Weekly Assignment 3 by Jonghyun Jee
“Lucid Space Dreams,” one of the world’s first HD virtual reality music visualizers, brings the audience to an imaginary dreamscape filled with a myriad of celestial bodies, underwater creatures, and surreal scenery. In this two-minute long video, a user can experience taking a stroll along the dreamlike pathway. After I tried it on Oculus Quest, the first thing I noticed was that this VR video doesn’t have any user interaction other than turning one’s head. Since its title is not just a generic dream but a lucid dream, it’d be much more interesting if it gives users more interactive options. Another notable feature is that, most of the objects visualized here seem pretty a long way away—and by doing so it minimizes potential parallax. After the pathway ends, I’m cast in the middle of the space as if I’m floating through the outer space; mystic background music also intensifies as the video progresses. It was my favorite part of the project because it gave me the immersive experience that I could hardly ever imagine realistically. Overall, the way how they weaved together a various visual and audio elements was fascinating.
“In the Eyes of the Animals,” a sensory visualization of how other species view Grizedale Forest in the North of England, is a new and striking project in terms of not only its graphics but its concept. We can’t see the way how frogs, owls, and mosquitoes see the world; it’s impossible to imagine it even. Virtual Reality, however, allows us to explore what’s beyond our realm of human vision. As most of the stereoscopic issues happen because we are trying to model human vision, it might be an interesting approach to deviate from the traditional ways and get inspiration from non-human vision components. The fact that users cannot see what Grizedale Forest actually looks like was a downer for me. It’d be more interesting if a user can switch between different perspectives, like changing camera filters. The piece is set to a binaural soundscape, the developers said, but I couldn’t tell a stark difference between this audio and other stereo soundscapes (probably I should’ve turned the volume up.)
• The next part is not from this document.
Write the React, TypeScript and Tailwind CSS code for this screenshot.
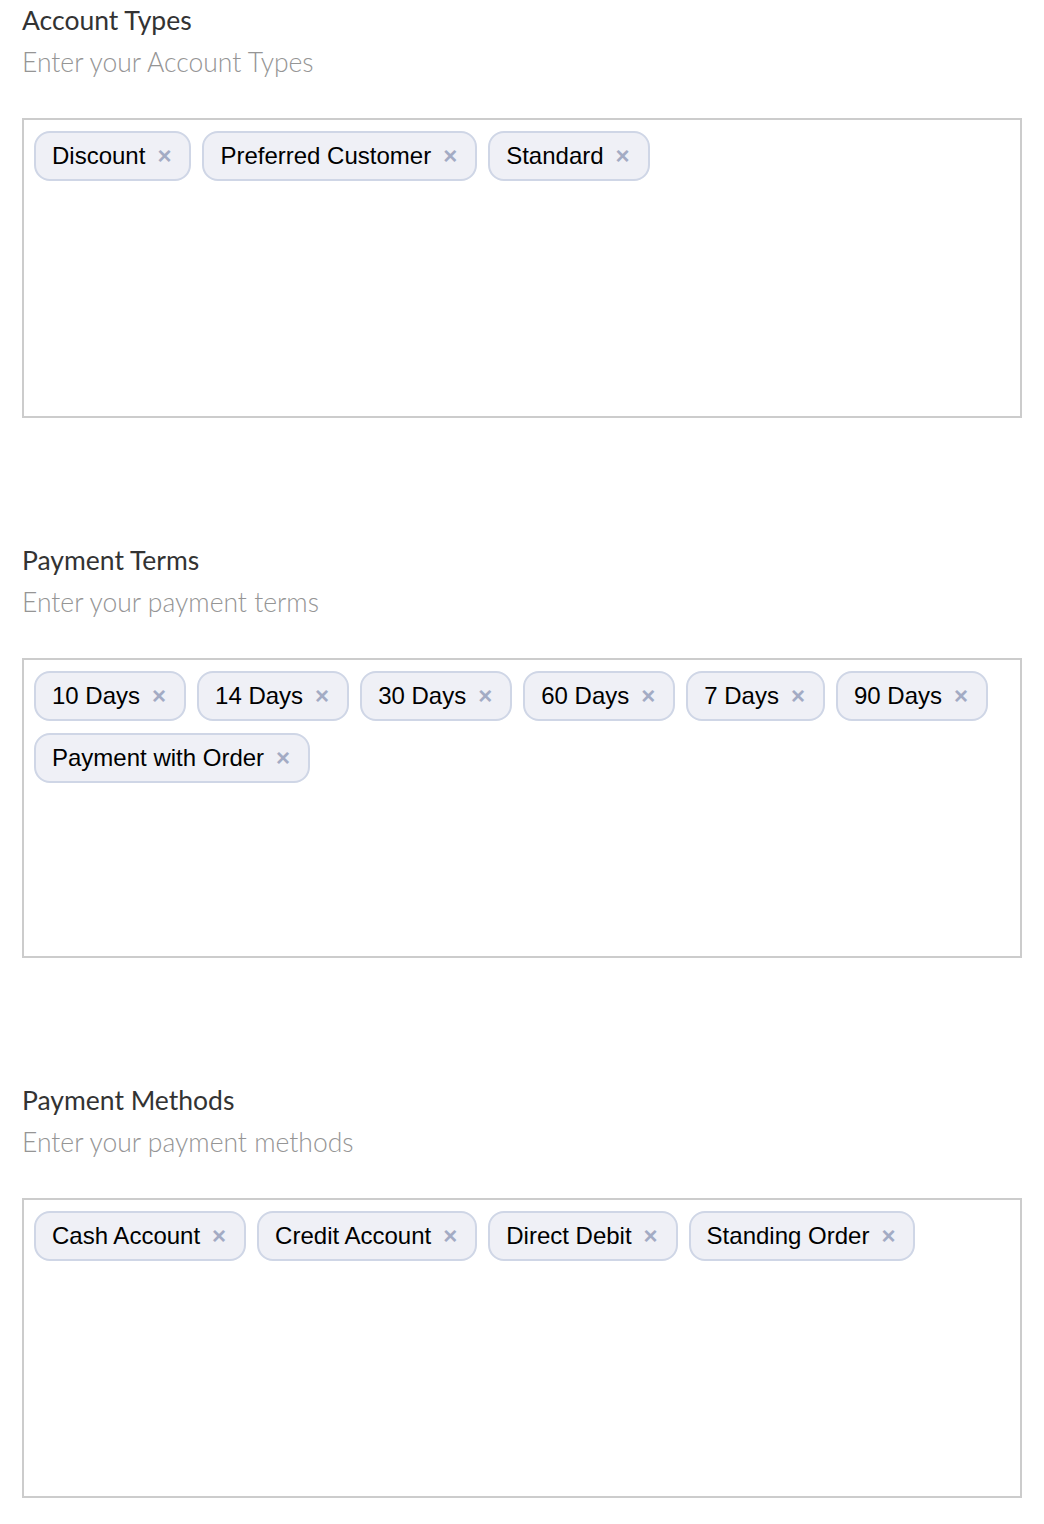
const SECTIONS = [
  {
    title: "Account Types",
    hint: "Enter your Account Types",
    tags: ["Discount", "Preferred Customer", "Standard"],
  },
  {
    title: "Payment Terms",
    hint: "Enter your payment terms",
    tags: ["10 Days", "14 Days", "30 Days", "60 Days", "7 Days", "90 Days", "Payment with Order"],
  },
  {
    title: "Payment Methods",
    hint: "Enter your payment methods",
    tags: ["Cash Account", "Credit Account", "Direct Debit", "Standing Order"],
  },
];

function Tag({ label }: { label: string }) {
  return (
    <span className="flex h-[50px] items-center rounded-[16px] border-2 border-[#cfd6e6] bg-[#eff0f6] pl-4 pr-[18px] font-['Liberation_Sans',Arial,sans-serif] text-[24px] text-black">
      {label}
      <button type="button" className="ml-3 text-[24px] font-bold leading-none text-[#a3abc4]">
        ×
      </button>
    </span>
  );
}

export default function App() {
  return (
    <div className="min-h-[1524px] bg-white px-[22px] font-['Lato','Noto_Sans',sans-serif]">
      {SECTIONS.map((s) => (
        <section key={s.title} className="mb-[122px] w-[1000px] last:mb-0">
          <h3 className="text-[26.5px] leading-[40px] text-[#333]">{s.title}</h3>
          <p className="text-[26.5px] font-light leading-[44px] text-[#959595]">{s.hint}</p>
          <div className="mt-[34px] flex h-[300px] flex-wrap content-start gap-x-[11px] gap-y-[12px] border-2 border-[#cccccc] px-[10px] pt-[11px]">
            {s.tags.map((t) => (
              <Tag key={t} label={t} />
            ))}
          </div>
        </section>
      ))}
    </div>
  );
}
3. The Big Picture: News in Virtual Reality
A flat TV or a computer/mobile screen has been the only way I could catch up the news. And here comes the project “The Big Picture: News in Virtual Reality,” which presents a vision of how the news of future will be like. This project brings the viewers to an actual scene so that they can see what the news is all about—in this video, the news is about Puerto Rico and Los Angeles. It has a lot of potentials to reshape the current journalistic media, as immersive experience it gives is far greater than being an idle spectator of matters. As this project is a prototype, there’s still room for improvement; sometimes the commentator’s words have passed me by, as I was a way too focused on glancing around what’s happening. If there is a better way of improving this sort of information overload, I’m definitely interested in subscribing this channel.